Over the last four seasons, Rivers has finished fifth, 11th, 11th, and eighth in total fantasy points at the position. He has averaged 4,485 yards and 31 touchdowns passing per season with an approximate standard deviation of 218 yards and 1.7 TDs. The Chargers have made significant additions to the offensive line by drafting five linemen over the last two drafts and bolstering the receiving core with the additions of Mike Williams, Hunter Henry, and Travis Benjamin.
Most importantly, Rivers is currently being drafted as the 14th quarterback off the board in the 10th round. Rivers is a fantastic late-round quarterback to pair with another late-round quarterback in a committee approach.
Cam Newton (85.5 ADP)
Cam Newton is a polarizing player in fantasy football, both in reputation and end-of-season rankings. In his six NFL seasons, Newton has finished fourth, fourth, sixth, 17th, first, and 17th in total quarterback fantasy points.
Newton has never been a prolific passer. In his six-year NFL career, he has thrown over 500 pass attempts only twice and over 4,000 passing yards just once. Newton’s only efficient passing season came in 2015, when he threw for 35 touchdowns (13 above his career seasonal average), achieved an AYA of 8.3 (1.1 above his career average), and had a touchdown per pass rate of 7.1 percent (2.5 percentage points above his career average). He’s typically relied upon rushing yards and touchdowns to elevate his fantasy totals.

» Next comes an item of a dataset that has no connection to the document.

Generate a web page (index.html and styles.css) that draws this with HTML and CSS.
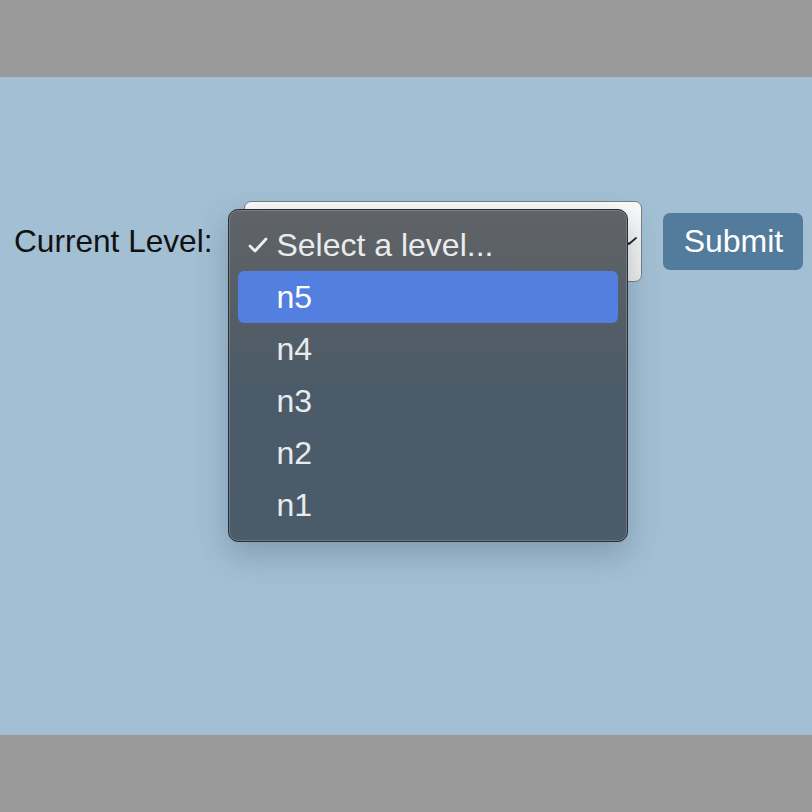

Why am I bringing all this up? Every top quarterback season features a jump in efficiency. In the one season in which Newton was a hyper-efficient player, he finished as the No. 1 overall quarterback in fantasy. His seasonal average of 114 rushes, 594 rushing yards, and eight rushing touchdowns provides such an incredible fantasy floor that if he enjoys a jump in efficiency he will immediately contend to be the top fantasy quarterback once more. He’s a strong quarterback to pair with a high-floor QB2. He offers regular week-winning upside with an eighth-round pick.